Your instructions:
Quote all of the data that follows exactly as written, skipping the images.
───── Available data
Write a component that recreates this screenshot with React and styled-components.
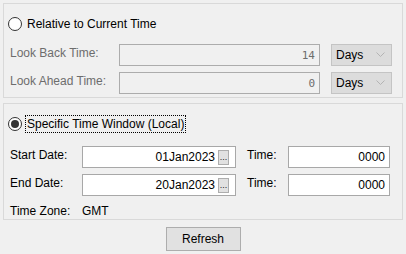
import React from 'react';
import styled, { createGlobalStyle } from 'styled-components';

const GlobalStyle = createGlobalStyle`
    html, body {
        margin: 0;
        background: #f0f0f0;
        font-family: "Liberation Sans", Arial, sans-serif;
        font-size: 12px;
        color: #000;
    }
`

const Page = styled.div`
    width: 406px;
    height: 254px;
    box-sizing: border-box;
    padding: 3px 3px 0 3px;
    display: flex;
    flex-direction: column;
`

const Panel = styled.div`
    border: 1px solid #d9d9d9;
    padding: ${p => p.$pad};
    display: flex;
    flex-direction: column;
    height: ${p => p.$height}px;
    box-sizing: border-box;
    margin-bottom: ${p => p.$gap || 0}px;
`

const RadioRow = styled.label`
    display: flex;
    align-items: center;
    height: 18px;
    margin-left: -2px;
    margin-bottom: ${p => p.$after}px;
`

const RadioDot = styled.span`
    width: 12px;
    height: 12px;
    border: 1px solid #333;
    border-radius: 50%;
    background: #fff;
    display: flex;
    align-items: center;
    justify-content: center;
    margin-right: 3px;
    &::after {
        content: '';
        display: ${p => (p.$checked ? 'block' : 'none')};
        width: 8px;
        height: 8px;
        border-radius: 50%;
        background: #333;
    }
`

const RadioText = styled.span`
    padding: 1px 1px;
    border: 1px dotted ${p => (p.$focus ? '#000' : 'transparent')};
    line-height: 14px;
`

const Row = styled.div`
    display: flex;
    align-items: center;
    height: 22px;
    margin-bottom: ${p => p.$after || 0}px;
`

const Label = styled.span`
    width: ${p => p.$width}px;
    flex: none;
    color: ${p => (p.$disabled ? '#6d6d6d' : '#000')};
    margin-top: -4px;
    margin-left: ${p => p.$left || 0}px;
`

const Field = styled.div`
    width: ${p => p.$width}px;
    height: 22px;
    box-sizing: border-box;
    border: 1px solid ${p => (p.$disabled ? '#acacac' : '#a8a8a8')};
    background: ${p => (p.$disabled ? '#f0f0f0' : '#fff')};
    display: flex;
    align-items: center;
    justify-content: flex-end;
    padding: 0 ${p => p.$padRight || 4}px 0 4px;
    flex: none;
`

const MonoValue = styled.span`
    font-family: "DejaVu Sans Mono", "Liberation Mono", monospace;
    font-size: 11px;
    color: #6d6d6d;
`

const DateValue = styled.span`
    color: #000;
    margin-right: 3px;
`

const TimeValue = styled.span`
    color: #000;
`

const DotsButton = styled.span`
    width: 11px;
    height: 15px;
    box-sizing: border-box;
    border: 1px solid #adadad;
    background: #e1e1e1;
    font-size: 9px;
    line-height: 12px;
    text-align: center;
    color: #222;
`

const Select = styled.div`
    width: 61px;
    height: 22px;
    box-sizing: border-box;
    margin-left: 11px;
    border: 1px solid #c4c4c4;
    background: #dcdcdc;
    display: flex;
    align-items: center;
    justify-content: space-between;
    padding: 0 6px 0 4px;
`

const Chevron = () => (
    <svg width="9" height="6" viewBox="0 0 9 6">
        <path d="M0.5 0.5 L4.5 4.5 L8.5 0.5" fill="none" stroke="#b4b4b4" strokeWidth="1" />
    </svg>
)

const ZoneRow = styled.div`
    display: flex;
    align-items: center;
    height: 14px;
    margin-top: 1px;
`

const ZoneLabel = styled.span`
    width: 72px;
    flex: none;
`

const Footer = styled.div`
    display: flex;
    justify-content: center;
    padding-top: 7px;
`

const Button = styled.button`
    width: 75px;
    height: 24px;
    border: 1px solid #adadad;
    background: #e1e1e1;
    font-family: "Liberation Sans", Arial, sans-serif;
    font-size: 12px;
    color: #000;
    padding: 0;
`

const App = () => {
    return (<Page>
        <GlobalStyle />
        <Panel $pad="11px 6px 1px 6px" $height={95} $gap={5}>
            <RadioRow $after={11}>
                <RadioDot />
                <RadioText>Relative to Current Time</RadioText>
            </RadioRow>
            <Row $after={6}>
                <Label $width={109} $disabled>Look Back Time:</Label>
                <Field $width={201} $disabled><MonoValue>14</MonoValue></Field>
                <Select>Days<Chevron /></Select>
            </Row>
            <Row>
                <Label $width={109} $disabled>Look Ahead Time:</Label>
                <Field $width={201} $disabled><MonoValue>0</MonoValue></Field>
                <Select>Days<Chevron /></Select>
            </Row>
        </Panel>
        <Panel $pad="11px 6px 0 6px" $height={117}>
            <RadioRow $after={13}>
                <RadioDot $checked />
                <RadioText $focus>Specific Time Window (Local)</RadioText>
            </RadioRow>
            <Row $after={6}>
                <Label $width={72}>Start Date:</Label>
                <Field $width={154} $padRight={6}>
                    <DateValue>01Jan2023</DateValue>
                    <DotsButton>...</DotsButton>
                </Field>
                <Label $width={41} $left={11}>Time:</Label>
                <Field $width={102}><TimeValue>0000</TimeValue></Field>
            </Row>
            <Row $after={7}>
                <Label $width={72}>End Date:</Label>
                <Field $width={154} $padRight={6}>
                    <DateValue>20Jan2023</DateValue>
                    <DotsButton>...</DotsButton>
                </Field>
                <Label $width={41} $left={11}>Time:</Label>
                <Field $width={102}><TimeValue>0000</TimeValue></Field>
            </Row>
            <ZoneRow>
                <ZoneLabel>Time Zone:</ZoneLabel>
                <span>GMT</span>
            </ZoneRow>
        </Panel>
        <Footer>
            <Button>Refresh</Button>
        </Footer>
    </Page>);
}

export default App;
──────────
Result for this task:
Write a component that recreates this screenshot with React and styled-components.
import React from 'react';
import styled, { createGlobalStyle } from 'styled-components';

const GlobalStyle = createGlobalStyle`
    html, body {
        margin: 0;
        background: #f0f0f0;
        font-family: "Liberation Sans", Arial, sans-serif;
        font-size: 12px;
        color: #000;
    }
`

const Page = styled.div`
    width: 406px;
    height: 254px;
    box-sizing: border-box;
    padding: 3px 3px 0 3px;
    display: flex;
    flex-direction: column;
`

const Panel = styled.div`
    border: 1px solid #d9d9d9;
    padding: ${p => p.$pad};
    display: flex;
    flex-direction: column;
    height: ${p => p.$height}px;
    box-sizing: border-box;
    margin-bottom: ${p => p.$gap || 0}px;
`

const RadioRow = styled.label`
    display: flex;
    align-items: center;
    height: 18px;
    margin-left: -2px;
    margin-bottom: ${p => p.$after}px;
`

const RadioDot = styled.span`
    width: 12px;
    height: 12px;
    border: 1px solid #333;
    border-radius: 50%;
    background: #fff;
    display: flex;
    align-items: center;
    justify-content: center;
    margin-right: 3px;
    &::after {
        content: '';
        display: ${p => (p.$checked ? 'block' : 'none')};
        width: 8px;
        height: 8px;
        border-radius: 50%;
        background: #333;
    }
`

const RadioText = styled.span`
    padding: 1px 1px;
    border: 1px dotted ${p => (p.$focus ? '#000' : 'transparent')};
    line-height: 14px;
`

const Row = styled.div`
    display: flex;
    align-items: center;
    height: 22px;
    margin-bottom: ${p => p.$after || 0}px;
`

const Label = styled.span`
    width: ${p => p.$width}px;
    flex: none;
    color: ${p => (p.$disabled ? '#6d6d6d' : '#000')};
    margin-top: -4px;
    margin-left: ${p => p.$left || 0}px;
`

const Field = styled.div`
    width: ${p => p.$width}px;
    height: 22px;
    box-sizing: border-box;
    border: 1px solid ${p => (p.$disabled ? '#acacac' : '#a8a8a8')};
    background: ${p => (p.$disabled ? '#f0f0f0' : '#fff')};
    display: flex;
    align-items: center;
    justify-content: flex-end;
    padding: 0 ${p => p.$padRight || 4}px 0 4px;
    flex: none;
`

const MonoValue = styled.span`
    font-family: "DejaVu Sans Mono", "Liberation Mono", monospace;
    font-size: 11px;
    color: #6d6d6d;
`

const DateValue = styled.span`
    color: #000;
    margin-right: 3px;
`

const TimeValue = styled.span`
    color: #000;
`

const DotsButton = styled.span`
    width: 11px;
    height: 15px;
    box-sizing: border-box;
    border: 1px solid #adadad;
    background: #e1e1e1;
    font-size: 9px;
    line-height: 12px;
    text-align: center;
    color: #222;
`

const Select = styled.div`
    width: 61px;
    height: 22px;
    box-sizing: border-box;
    margin-left: 11px;
    border: 1px solid #c4c4c4;
    background: #dcdcdc;
    display: flex;
    align-items: center;
    justify-content: space-between;
    padding: 0 6px 0 4px;
`

const Chevron = () => (
    <svg width="9" height="6" viewBox="0 0 9 6">
        <path d="M0.5 0.5 L4.5 4.5 L8.5 0.5" fill="none" stroke="#b4b4b4" strokeWidth="1" />
    </svg>
)

const ZoneRow = styled.div`
    display: flex;
    align-items: center;
    height: 14px;
    margin-top: 1px;
`

const ZoneLabel = styled.span`
    width: 72px;
    flex: none;
`

const Footer = styled.div`
    display: flex;
    justify-content: center;
    padding-top: 7px;
`

const Button = styled.button`
    width: 75px;
    height: 24px;
    border: 1px solid #adadad;
    background: #e1e1e1;
    font-family: "Liberation Sans", Arial, sans-serif;
    font-size: 12px;
    color: #000;
    padding: 0;
`

const App = () => {
    return (<Page>
        <GlobalStyle />
        <Panel $pad="11px 6px 1px 6px" $height={95} $gap={5}>
            <RadioRow $after={11}>
                <RadioDot />
                <RadioText>Relative to Current Time</RadioText>
            </RadioRow>
            <Row $after={6}>
                <Label $width={109} $disabled>Look Back Time:</Label>
                <Field $width={201} $disabled><MonoValue>14</MonoValue></Field>
                <Select>Days<Chevron /></Select>
            </Row>
            <Row>
                <Label $width={109} $disabled>Look Ahead Time:</Label>
                <Field $width={201} $disabled><MonoValue>0</MonoValue></Field>
                <Select>Days<Chevron /></Select>
            </Row>
        </Panel>
        <Panel $pad="11px 6px 0 6px" $height={117}>
            <RadioRow $after={13}>
                <RadioDot $checked />
                <RadioText $focus>Specific Time Window (Local)</RadioText>
            </RadioRow>
            <Row $after={6}>
                <Label $width={72}>Start Date:</Label>
                <Field $width={154} $padRight={6}>
                    <DateValue>01Jan2023</DateValue>
                    <DotsButton>...</DotsButton>
                </Field>
                <Label $width={41} $left={11}>Time:</Label>
                <Field $width={102}><TimeValue>0000</TimeValue></Field>
            </Row>
            <Row $after={7}>
                <Label $width={72}>End Date:</Label>
                <Field $width={154} $padRight={6}>
                    <DateValue>20Jan2023</DateValue>
                    <DotsButton>...</DotsButton>
                </Field>
                <Label $width={41} $left={11}>Time:</Label>
                <Field $width={102}><TimeValue>0000</TimeValue></Field>
            </Row>
            <ZoneRow>
                <ZoneLabel>Time Zone:</ZoneLabel>
                <span>GMT</span>
            </ZoneRow>
        </Panel>
        <Footer>
            <Button>Refresh</Button>
        </Footer>
    </Page>);
}

export default App;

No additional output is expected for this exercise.